The college marked the tragedy with a candlelight vigil and remembrance walk on the college’s West Campus. Mourners walked past 49 empty chairs, each representing a victim of the shooting.

College officials reached out to the community to lend their support and urged students to resist the urge to assign blame to ethnic or religious groups.

College President Sandy Shugart released a video urging students to seek out and offer support from others.

“Make sure we are aware that there are many kinds of victims,” he said. “There is no more inclusive place than Valencia College, nor more diverse. So you have plenty of friends here. Let’s celebrate that.

“We have many wonderful staff and students of Muslim faith. They feel frightened, distressed and angry over what has happened. Be sure to embrace them, too. They didn’t cause this. This was the act of a madman.”

Lew Oliver, chair of the college’s Board of Trustees, urged students and the broad community to resist the temptation to assign blame.

“Please note that the twisted minds that do these things feed on our reactions to this, and hope that we will turn on each other like poor souls trapped in the broken worlds from which their hate arises.

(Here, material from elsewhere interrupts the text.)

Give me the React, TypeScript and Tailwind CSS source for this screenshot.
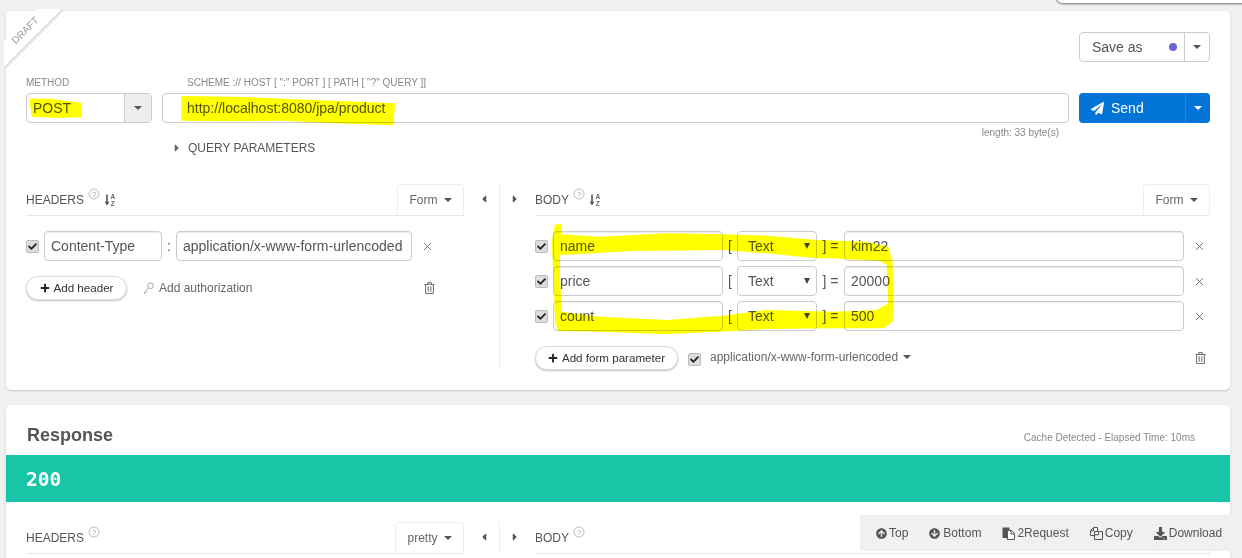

Do not give them the satisfaction,” he said in a statement.

“Remember that it is the very heart of our glorious national experiment that every man and woman is responsible only for the content of their own hearts and the actions of their own hands, and none of us bears responsibility – or deserves blame – for what the sick and the evil may do in the name of something we hold dear.”

After pausing to grieve, students must move on with hopes and dreams, as the departed would wish.

“That is the only memorial to them that counts,” he said. “Evil has snatched from us dozens of precious lives. Let us resolve firmly to end the loss there.”